We acknowledge that, generally, a liberal interpretation of
the Tenure Act is favored. E.g., Spiewak v. Rutherford Bd. of
Educ.,
90 N.J. 63, 74 (1982). Such liberal interpretation is
favored so as to properly effectuate the Act's beneficial
purposes. Ibid; Bednar v. Westwood Bd. of Educ.,
221 N.J. Super. 239, 241 (App. Div. 1987), certif. denied,
110 N.J. 512 (1988).
When enacting the tenure laws for teachers, the Legislature was
responding to concerns regarding those teachers who had devoted
their efforts to an employment relationship with a local school
district, and sought to protect such teachers from an arbitrary
termination of that relationship. Such statutory rights were
perceived to foster "a competent and efficient school system by
affording to principals and teachers a measure of security in the
ranks they hold after years of service." E.g., Viemester v.
Board of Educ. of Prospect Park, Passaic County,
5 N.J. Super. 215, 218 (App. Div. 1949). And see Wright v. Board of Educ. of
East Orange, Essex County,
99 N.J. 112, 118 (1985) ("tenure
`prevents school boards from abusing their superior bargaining
power ... in contract negotiations'. Spiewak v. Rutherford Bd.
of Educ.,
90 N.J. 63, 74 (1982). It protects employees from
dismissal for `unfounded, flimsy or political reasons.'
Zimmerman v. Newark Bd. of Educ.,
38 N.J. 65, 71 (1962), cert.
denied,
371 U.S. 956,
83 S.Ct. 508,
9 L. Ed.2d 502 (1963). Once
the status of tenure is earned, it provides a measure of job
security to those who continue to perform their jobs properly. .
. .").
These concerns govern a tenured teacher's rights while in
the employment of a school board and afford protection thereafter
for rights attained during that relationship. Whether the same
considerations arise so as to extend tenure protection to an
expansion of the scope of a teacher's teaching certificate, after
the employment relationship has ended, is plainly a matter of
policy. The Legislature has been less than clear and the
education agencies have, accordingly, filled the void. We cannot
say their policy choice is arbitrary or capricious and without
educational foundation. Cf. Ellicott v. Board of Educ. of
Frankford, Sussex County, supra, 251 N.J. Super. at 351;
Capodilupo v. Board of Educ. of West Orange Tp., Essex County,
supra, 218 N.J. Super. at 515-16. As we perceive them, the
tenure protections afforded by the Act are designed to apply to,
and protect, a teacher's employment efforts over a period of time
with a particular school board of education.

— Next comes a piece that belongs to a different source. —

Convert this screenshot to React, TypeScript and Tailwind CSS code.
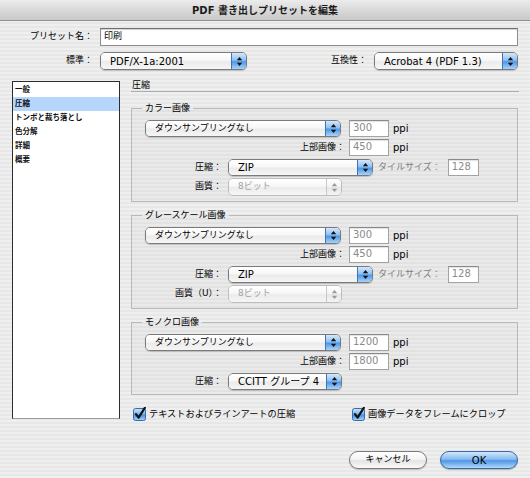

Thus, on the one
hand, when a teacher is RIF'd, but, during employment with the
school board, has earned tenure rights within the scope of a
teaching certificate and all endorsements thereon, the teacher is
entitled to preferred reemployment only to positions within that
certificate and endorsements. On the other hand, like a
distinct, separate teaching certificate, subsequently acquired
endorsements do not fall within the scope of the needed
protection. Cf. Dennery v. Board of Educ. of Passaic County,
supra, 131 N.J. at 641-42 (reemployment rights of a RIF'd teacher
do not apply to a teaching certificate that is separate from and
unrelated to the certificate and endorsements thereon for which
the teacher obtained tenure); N.J.S.A. 18A:28-4 ("[n]o teaching
staff member shall acquire tenure in any position in the public
schools in any school district or under any board of education,
who is not the holder of an appropriate certificate for ... [the]
position. . . .").
We note, too, the observations expressed by the Acting
Commissioner in terms of the administrative concerns:
the date of an employee's RIF can be the only
reasonable date certain on which the
employee's rights can be reckoned for future
entitlement purposes. To deprive boards of
this certainty by permitting riffed staff to
continually revise and expand their
entitlements at will would at the very least
pose an unreasonable administrative burden on
the district, and, of more concern, would
likely lead to amassing of endorsements
following RIF, reduce to chaos any attempt by
a district to ascertain its legal
responsibilities upon the arising of a
vacancy, and unduly restrict boards in their
efforts to provide a thorough and efficient
education by choosing the most qualified
staff for open positions.
These concerns arise from the Commissioner's overall
responsibility to ensure a fair, yet effective and efficient
educational system. We can not say that such concerns are not
entitled to some weight.
Finally, we address petitioner's reliance upon our decisions
in Ellicott v. Board of Educ. of Frankford, Sussex County, supra,
and Capodilupo v. Board of Educ. of West Orange Tp., Essex
County, supra. Neither of these cases are dispositive of the
precise issue here. All we held in Ellicott and Capodilupo, as
had the State Board, was that a RIF'd tenured teacher, at the
time of her RIF, has tenure rights to a vacancy in a position
that is within the scope of the teacher's certificate and
endorsements thereon as of the date of the RIF. Neither of those
cases concerned endorsements acquired after the date of a RIF.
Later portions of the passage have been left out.